In the bowling alley imbroglio, the NFL noted that the Palazzo casino also was sponsoring the event, which was against league policy.
“After speaking with the NFL lawyer, plaintiff dropped the casino sponsor and voluntarily moved its event to another venue called the Brooklyn Bowl, which plaintiff represented did not have any affiliation with a casino,” attorneys for the NFL stated in court documents last month. “The event then proceeded in the new venue with the participation of several NFL players and without any objection from the NFL.”
This smaller bowling alley in Las Vegas wasn't the
This smaller bowling alley in Las Vegas wasn't the charity's first choice, but in the NFL's eyes, it was acceptable. It is located in a casino promenade. (Photo: Dan MacMedan, USA TODAY)
The NFL attorneys noted that the NFL Foundation donated $5,000 to the charity to help support the event and was thanked for it by the charity’s executive director.
The charity’s attorneys described this as “hush money.” And now they want to take Goodell’s testimony about the gambling policy in a deposition. U.S. Magistrate Judge Renee Toliver denied this request last month on the basis that it was not relevant or proportional to the needs of the case. But the charity filed objections to her ruling last week and is trying again with a different judge.

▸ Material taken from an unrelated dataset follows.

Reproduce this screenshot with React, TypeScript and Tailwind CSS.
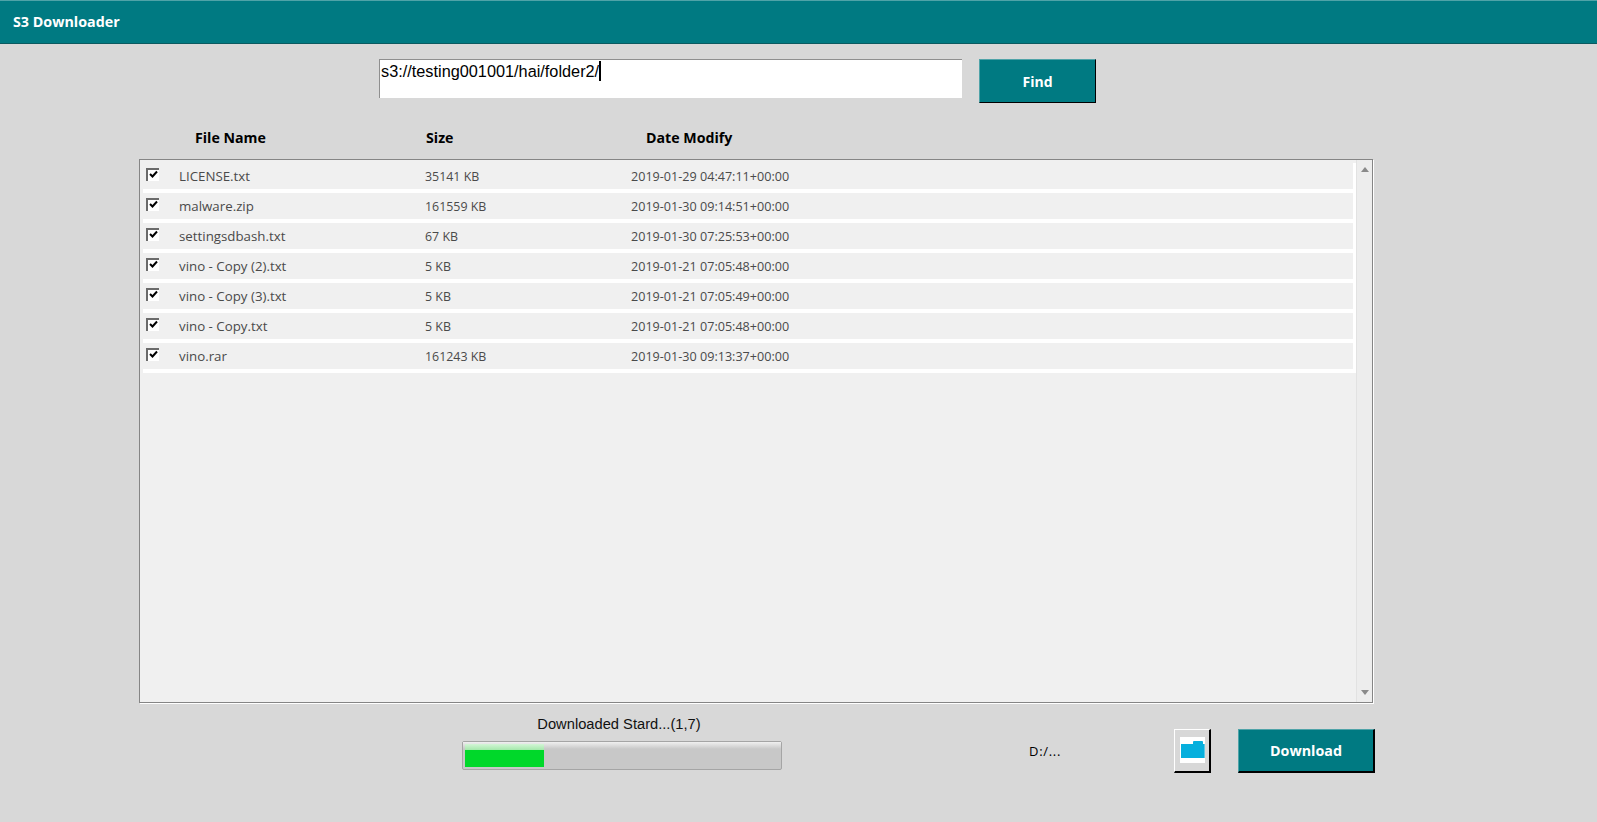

“When you look at the two (bowling alleys), there does not seem to be a difference,” plaintiff attorney Julie Pettit told Toliver in a hearing May 25. “And there's only one person (Goodell) that can tell us what's the difference between the non-approved venue and the approved venue. And he's this Oz behind the curtain, this person that the NFL will not allow us to talk to. And everyone points their finger at him, saying he's the only one that can make that determination.”
In March, Goodell told reporters that the league doesn’t envision changing its policies just because the Raiders are moving to Las Vegas by 2020. He also said the league retains the right to make changes if it thinks they are necessary.
Under the same gambling policy, NFL teams are allowed to accept limited advertising from casinos. In Las Vegas, the Raiders’ new NFL stadium will be owned by a landlord whose governing board includes executives from the MGM and Caesars casino companies.